Век перемен сместил нашу линейную метафизическую ориентацию — мы попали в броуновское движение вне-исторического существования. В густом, непрозрачном « супе», где слиплись причины со следствиями, старая концепция личности перестает работать. Тут нужна не сильная индивидуальность, умевшая приспосабливать под себя окружающий мир, а мягкая протеичная личность, умеющая к нему приспосабливаться.
Твердое слишком хрупко — оно легко ломается, если его сгибать слишком часто. Не камень, а вода. Не мол, а пробка. Волны ведь можно резать, а можно на них качаться.

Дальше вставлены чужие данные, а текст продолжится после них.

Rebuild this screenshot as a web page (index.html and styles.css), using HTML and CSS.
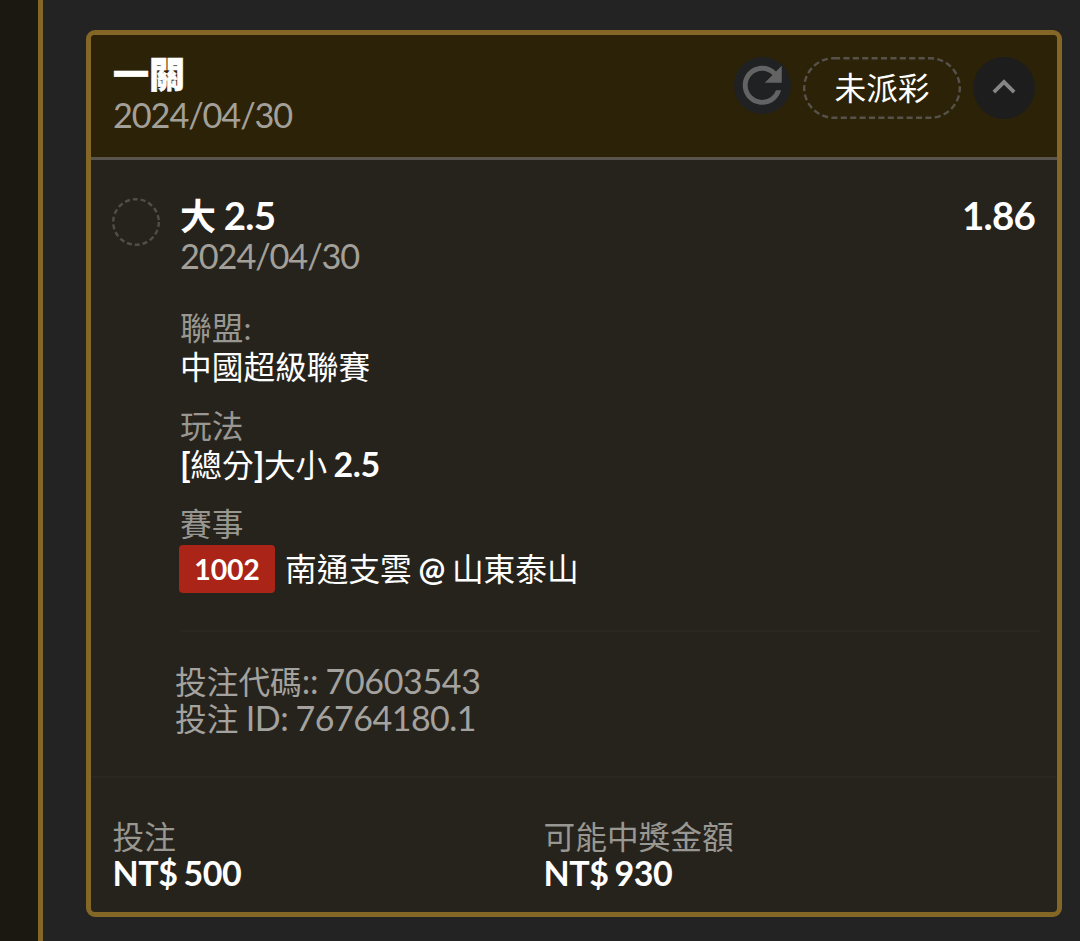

Такую « текучую» личность Запад может найти опять-таки на Востоке, где к нашему « я» относились с большим смирением или трезвостью.
Даосский афоризм из книги « Гуань инь-цзы» гласит: « Мои мысли меняются с каждым днем, движет же ими не мое « я», а судьба».[110]
Восточная мудрость учит сочетать череду « я» с вечными переменами Вселенной. Твердая, неподвижная, принципиальная личность не попадает в ногу с миром, но, научившись меняться в одном ритме с его колебаниями, мы вовсе перестаем замечать движения.
Опять « Гуань инь-цзы»: « Ногти отрастают, волосы становятся длиннее. Естественный рост вещей нельзя остановить ни на миг. Мудрый доверяет переменам, чтобы пребывать в неизменном».[111]
Обнаружив противоречивость, изменчивость и непостоянство собственного « я», мы не только растеряны, но и захвачены открытием.
Усложнение окружающей жизни усложняет и нашу концепцию личности. Интуитивно ощущая, что в меняющемся мире постоянство из добродетели стало обузой, мы приветствуем все, что дестабилизирует и расщепляет наше « я». Любой — а в случае наркотиков и огромной — ценой мы пытаемся выйти за пределы себя.